The 'best advice you know' is pretty _bad_ advice. Terrible, in fact.
I'm really comfortable putting significant amounts of my personal
sensitive data on my own server, administered by me in my own house,
using my own DNS and my own first-stage routers, onto the Internet.
(It doesn't have my medical data or my finances; some things are
sufficiently sensitive that they're best kept mostly on paper.)
However, I'm also really comfortable using my own open-source Web
browser on my own open-source OS installation on my own workstation to
reach across an SSL link over the Internet to discuss confidential
medical matters with doctors at Kaiser Permanente.
I'm really comfortable to use that same Web client setup to talk to my
bank and some credit-card vendors about my private finances and credit
accounts.
I'm not willing to see any of that on the front page of the _New York
Times_. However, since I understand the risk models in question, I know
how highly improbable disclosure through technical-level failure is.
You know what really offends me as an open-source person?
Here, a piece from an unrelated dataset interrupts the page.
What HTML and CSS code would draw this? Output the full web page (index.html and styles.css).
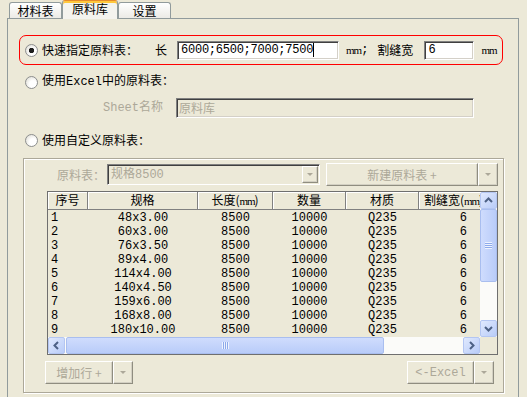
FILE: index.html
```html
<!DOCTYPE html>
<html>
<head>
<meta charset="utf-8">
<link rel="stylesheet" href="styles.css">
</head>
<body>
<div class="tabs">
  <div class="tab t1">材料表</div>
  <div class="tab sel">原料库</div>
  <div class="tab t3">设置</div>
</div>
<div class="panel">
  <div class="quick">
    <span class="radio on"></span>
    <span class="lbl cjk">快速指定原料表：</span>
    <span class="len cjk">长</span>
    <div class="edit w1">6000;6500;7000;7500<span class="caret"></span></div>
    <span class="unit"><span class="mm">mm</span><span>;</span></span>
    <span class="kerf cjk">割缝宽</span>
    <div class="edit w2">6</div>
    <span class="unit"><span class="mm">mm</span></span>
  </div>
  <div class="opt o2"><span class="radio"></span><span class="lbl">使用Excel中的原料表：</span></div>
  <div class="sheet"><span class="dis">Sheet名称</span><div class="edit disabled w3 cjk">原料库</div></div>
  <div class="opt o3"><span class="radio"></span><span class="lbl cjk">使用自定义原料表：</span></div>
  <div class="group">
    <div class="toprow">
      <span class="dis cjk">原料表：</span>
      <div class="combo">
        <span class="ctext">规格8500</span>
        <span class="cbtn"><i class="tri"></i></span>
      </div>
      <div class="split s1">
        <div class="btn main cjk">新建原料表 +</div>
        <div class="btn arr"><i class="tri"></i></div>
      </div>
    </div>
    <div class="grid">
      <div class="cells">
        <div class="row head cjk">
          <div>序号</div><div>规格</div><div>长度(<span class="mm">mm</span>)</div><div>数量</div><div>材质</div><div>割缝宽(<span class="mm">mm</span>)</div>
        </div>
        <div class="rows">
          <div class="row"><div>1</div><div>48x3.00</div><div>8500</div><div>10000</div><div>Q235</div><div>6</div></div>
          <div class="row"><div>2</div><div>60x3.00</div><div>8500</div><div>10000</div><div>Q235</div><div>6</div></div>
          <div class="row"><div>3</div><div>76x3.50</div><div>8500</div><div>10000</div><div>Q235</div><div>6</div></div>
          <div class="row"><div>4</div><div>89x4.00</div><div>8500</div><div>10000</div><div>Q235</div><div>6</div></div>
          <div class="row"><div>5</div><div>114x4.00</div><div>8500</div><div>10000</div><div>Q235</div><div>6</div></div>
          <div class="row"><div>6</div><div>140x4.50</div><div>8500</div><div>10000</div><div>Q235</div><div>6</div></div>
          <div class="row"><div>7</div><div>159x6.00</div><div>8500</div><div>10000</div><div>Q235</div><div>6</div></div>
          <div class="row"><div>8</div><div>168x8.00</div><div>8500</div><div>10000</div><div>Q235</div><div>6</div></div>
          <div class="row"><div>9</div><div>180x10.00</div><div>8500</div><div>10000</div><div>Q235</div><div>6</div></div>
        </div>
      </div>
      <div class="vscroll">
        <div class="sbtn"><svg width="15" height="15" viewBox="0 0 15 15"><polyline points="4,9 7.5,5.5 11,9" fill="none" stroke="#4D6185" stroke-width="2"/></svg></div>
        <div class="vthumb"><span class="vgrip"></span></div>
        <div class="track"></div>
        <div class="sbtn"><svg width="15" height="15" viewBox="0 0 15 15"><polyline points="4,6 7.5,9.5 11,6" fill="none" stroke="#4D6185" stroke-width="2"/></svg></div>
      </div>
      <div class="hscroll">
        <div class="sbtn"><svg width="15" height="15" viewBox="0 0 15 15"><polyline points="9,4 5.5,7.5 9,11" fill="none" stroke="#4D6185" stroke-width="2"/></svg></div>
        <div class="hthumb"><span class="hgrip"></span></div>
        <div class="track"></div>
        <div class="sbtn"><svg width="15" height="15" viewBox="0 0 15 15"><polyline points="6,4 9.5,7.5 6,11" fill="none" stroke="#4D6185" stroke-width="2"/></svg></div>
      </div>
      <div class="corner"></div>
    </div>
    <div class="botrow">
      <div class="split">
        <div class="btn b1 cjk">增加行 +</div>
        <div class="btn arr"><i class="tri"></i></div>
      </div>
      <div class="split">
        <div class="btn b2">&lt;-Excel</div>
        <div class="btn arr"><i class="tri"></i></div>
      </div>
    </div>
  </div>
</div>
</body>
</html>
```
FILE: styles.css
```css
html, body {
  margin: 0;
  height: 100%;
  overflow: hidden;
}
body {
  background: #ECE9D8;
  font-family: "Liberation Mono", "Noto Sans CJK SC", monospace;
  font-size: 12px;
  line-height: 14px;
  color: #000;
}
.cjk {
  font-family: "Noto Sans CJK SC", sans-serif;
}
.mm {
  font-family: "Liberation Serif", serif;
  font-size: 11px;
  letter-spacing: -1px;
}

/* tabs */
.tabs {
  display: flex;
  align-items: flex-end;
  height: 19px;
  padding-left: 9px;
  margin-bottom: -1px;
  position: relative;
  z-index: 1;
}
.tab {
  box-sizing: border-box;
  height: 16px;
  margin-bottom: 1px;
  border: 1px solid #919B9C;
  border-bottom: none;
  border-radius: 3px 3px 0 0;
  background: linear-gradient(#FFFFFF, #ECEBE6);
  display: flex;
  align-items: center;
  justify-content: center;
  font-family: "Noto Sans CJK SC", sans-serif;
  font-size: 12px;
}
.t1 { width: 53px; }
.t3 { width: 53px; }
.sel {
  width: 56px;
  height: 19px;
  margin-bottom: 0;
  border-top: 1px solid #E68B2C;
  box-shadow: inset 0 2px #FFC83C;
  background: #F4F3EE;
  padding-bottom: 2px;
}

/* panel */
.panel {
  margin-left: 7px;
  width: 512px;
  height: 379px;
  box-sizing: border-box;
  border: 1px solid #919B9C;
  border-bottom: none;
  background: #ECE9D8;
  overflow: hidden;
}
.quick {
  margin: 16px 0 0 11px;
  width: 484px;
  height: 30px;
  box-sizing: border-box;
  border: 1px solid #FF0000;
  border-radius: 7px;
  display: flex;
  align-items: center;
  padding-left: 5px;
}
.radio {
  flex: none;
  width: 13px;
  height: 13px;
  box-sizing: border-box;
  border: 1px solid #8C8E8E;
  border-radius: 50%;
  background: radial-gradient(circle at 65% 65%, #FFFFFF 35%, #D8D6CC 100%);
}
.radio.on {
  background: radial-gradient(circle, #1E1E1E 2.4px, transparent 3px),
              radial-gradient(circle at 65% 65%, #FFFFFF 35%, #D8D6CC 100%);
}
.lbl { margin-left: 4px; }
.len { margin-left: 17px; }
.edit {
  box-sizing: border-box;
  height: 19px;
  border: 1px solid;
  border-color: #808080 #FFFFFF #FFFFFF #808080;
  box-shadow: inset 1px 1px #404040, inset -1px -1px #D4D0C8;
  background: #FFFFFF;
  padding: 0 3px;
  display: flex;
  align-items: center;
  white-space: nowrap;
}
.caret {
  width: 1px;
  height: 14px;
  background: #000;
}
.w1 { width: 162px; margin-left: 10px; letter-spacing: -0.25px; }
.unit { margin-left: 7px; display: flex; align-items: center; }
.kerf { margin-left: 9px; }
.w2 { width: 50px; margin-left: 11px; }

.opt {
  display: flex;
  align-items: center;
  height: 16px;
  margin-left: 17px;
}
.o2 { margin-top: 9px; }
.o3 { margin-top: 14px; }
.sheet {
  display: flex;
  align-items: center;
  height: 20px;
  margin: 8px 0 0 95px;
}
.dis { color: #ACA899; }
.edit.disabled {
  background: #ECE9D8;
  color: #ACA899;
  padding-left: 2px;
}
.w3 { width: 298px; height: 20px; margin-left: 13px; }

/* group */
.group {
  margin: 10px 0 0 15px;
  width: 481px;
  height: 235px;
  box-sizing: border-box;
  border: 1px solid #ACA899;
  box-shadow: inset 1px 1px #FFFFFF, 1px 1px #FFFFFF;
}
.toprow {
  display: flex;
  align-items: center;
  height: 23px;
  margin-top: 4px;
  padding-left: 33px;
}
.combo {
  margin-left: 2px;
  width: 213px;
  height: 21px;
  box-sizing: border-box;
  border: 1px solid;
  border-color: #808080 #FFFFFF #FFFFFF #808080;
  box-shadow: inset 1px 1px #404040;
  display: flex;
  align-items: center;
  padding: 1px 1px 1px 2px;
}
.ctext {
  flex: 1;
  color: #ACA899;
  padding-left: 1px;
}
.cbtn {
  width: 16px;
  height: 17px;
  box-sizing: border-box;
  border: 1px solid;
  border-color: #FFFFFF #8F8D80 #8F8D80 #FFFFFF;
  box-shadow: inset -1px -1px #D3D0C3;
  display: flex;
  align-items: center;
  justify-content: center;
}
.tri {
  width: 0;
  height: 0;
  border-left: 3px solid transparent;
  border-right: 3px solid transparent;
  border-top: 3px solid #ACA899;
}
.split { display: flex; }
.s1 { margin-left: 6px; }
.btn {
  box-sizing: border-box;
  height: 23px;
  border: 1px solid;
  border-color: #FFFFFF #8F8D80 #8F8D80 #FFFFFF;
  box-shadow: inset -1px -1px #D3D0C3;
  background: #ECE9D8;
  color: #ACA899;
  display: flex;
  align-items: center;
  justify-content: center;
  white-space: nowrap;
}
.main { width: 152px; }
.arr { width: 20px; }
.b1 { width: 68px; }
.b2 { width: 67px; }

/* grid */
.grid {
  margin: 5px 0 0 23px;
  width: 451px;
  height: 164px;
  box-sizing: border-box;
  border: 1px solid #6F6F6F;
  display: grid;
  grid-template-columns: 432px 17px;
  grid-template-rows: 145px 17px;
}
.cells {
  overflow: hidden;
  background: #ECE9D8;
}
.row {
  display: grid;
  grid-template-columns: 40px 110px 75px 73px 73px 70px;
  width: 441px;
  height: 14px;
  line-height: 14px;
  white-space: nowrap;
}
.row > div { text-align: center; }
.row > div:first-child { text-align: left; padding-left: 3px; }
.row > div:last-child { text-align: right; padding-right: 22px; }
.head {
  height: 18px;
}
.head > div {
  box-sizing: border-box;
  line-height: 16px;
  border-right: 1px solid #808080;
  border-bottom: 1px solid #808080;
  box-shadow: inset 1px 1px #FFFFFF;
}
.head > div:first-child,
.head > div:last-child { text-align: center; padding: 0; }
.rows { padding-top: 1px; }

.vscroll {
  display: flex;
  flex-direction: column;
  background: #FBFBF9;
}
.hscroll {
  display: flex;
  background: #FBFBF9;
}
.sbtn {
  flex: none;
  width: 17px;
  height: 17px;
  box-sizing: border-box;
  border: 1px solid #B4C6F2;
  border-radius: 2px;
  background: linear-gradient(135deg, #E0E9FE, #B9CCF8);
  display: flex;
  align-items: center;
  justify-content: center;
}
.track { flex: 1; }
.vthumb {
  height: 73px;
  box-sizing: border-box;
  border: 1px solid #A9BEEF;
  border-radius: 2px;
  background: linear-gradient(90deg, #CFDCFD, #B9CCF9);
  display: flex;
  align-items: center;
  justify-content: center;
}
.vgrip {
  width: 7px;
  height: 7px;
  background: repeating-linear-gradient(to bottom, #EEF3FE 0 1px, #8DAAEB 1px 2px);
}
.hthumb {
  width: 318px;
  margin-left: 1px;
  box-sizing: border-box;
  border: 1px solid #A9BEEF;
  border-radius: 2px;
  background: linear-gradient(180deg, #CFDCFD, #B9CCF9);
  display: flex;
  align-items: center;
  justify-content: center;
}
.hgrip {
  width: 7px;
  height: 7px;
  background: repeating-linear-gradient(to right, #EEF3FE 0 1px, #8DAAEB 1px 2px);
}
.corner { background: #ECE9D8; }

.botrow {
  display: flex;
  justify-content: space-between;
  margin-top: 6px;
  padding: 0 9px 0 21px;
}
```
Conditioned
helplessness. And that is what attitudes like the one you express,
above, leads to. I write about how to curtail and control security
exposures so people do _not_ need to 'never put data on the Internet
unless you are willing to see it published on the front page of the _New
York Times_', making the existence of thieves, rogues, and incompetents
at crypto companies, domain registrars, etc. _not_ a disaster -- and one
might say that a large part of my entire profession revolves around
people who hold your view being wrong.